We expect far better from him and
if he fails to deliver on this he would not only have betrayed his mandate,
violated his oath of office and let down the Nigerian people but he will play
right into the hands of his sworn enemies and critics. This includes the
Haramites and their secret friends and others of a more benign nature from the
other side of the world like the American Senator John Mcain, who gleefully
told the whole world just yesterday that ”no government exists in Nigeria”. It
also includes Senator Hilary Clinton, who said only two days ago, that the Federal
Government of Nigeria had ”squandered their oil wealth, allowed corruption to
fester and now they are losing control of parts of their country”.
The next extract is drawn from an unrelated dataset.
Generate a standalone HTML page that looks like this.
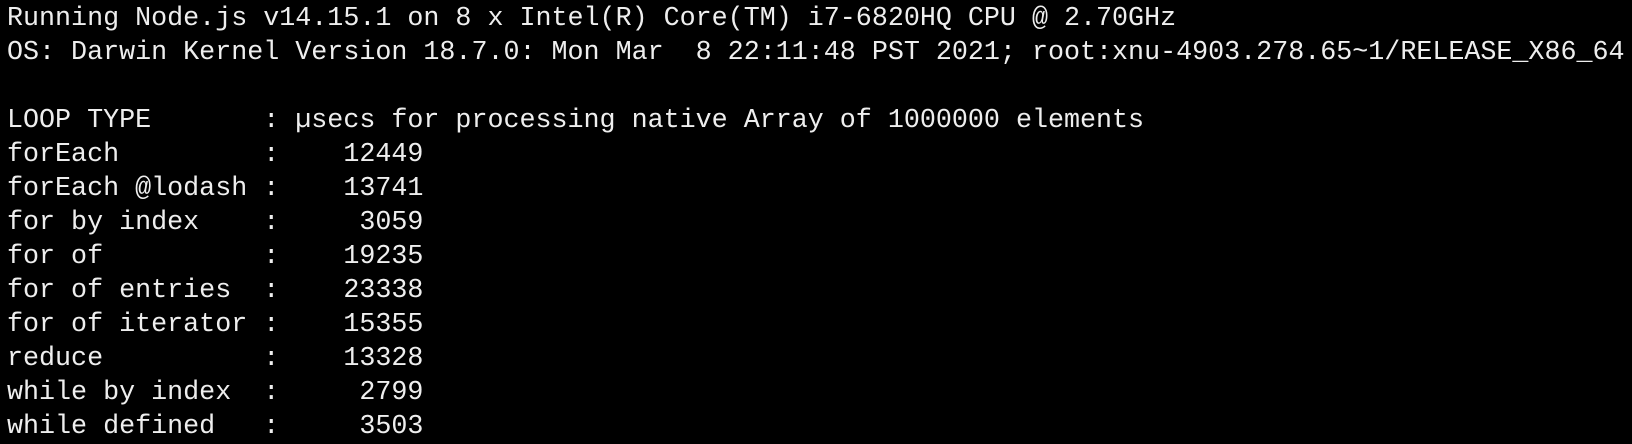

I am touched by these admonitions
from our American friends but one wonders why it took the Obama adminstration
up until early this year to formally recognise Boko Haram as a terrorist
organisation despite repeated calls to do so earlier by many prominent
Nigerians including Pastor Ayo Oritsejafor, the President of CAN. When Senator
Clinton was Secretary of State for America the State Department simply refused
to label Boko Haram as a terrorist group even though the islamists had
butchered thousands of Nigerians by that time.
There is no doubt that the
Jonathan administration has handled this matter in a wholly unacceptable and
inadequate manner and I have said so more than any other in the last three
years but frankly the Americans, and particularly Senator Clinton, must carry
their own fair share of the blame in this matter. For President Goodluck
Jonathan, the words of my brother, Mr. Opeyemi Agbaje, are instructive. On 9th
May 2014 he wrote:
”we warned Jonathan. We called
for action against Boko Haram and we screamed until our voices went hoarse. Now
the people who advised him against taking strong action and called for
dialogue, the very people that said it was caused by poverty, the very people
that promised that traditional rulers would resolve the matter, the very people
that encouraged him to vacillate and do nothing or little, are the ones mocking
him. Well that is why leaders must exercise leadership. The buck stops at his
table. The credit or the failure goes to him. I hope he learns!”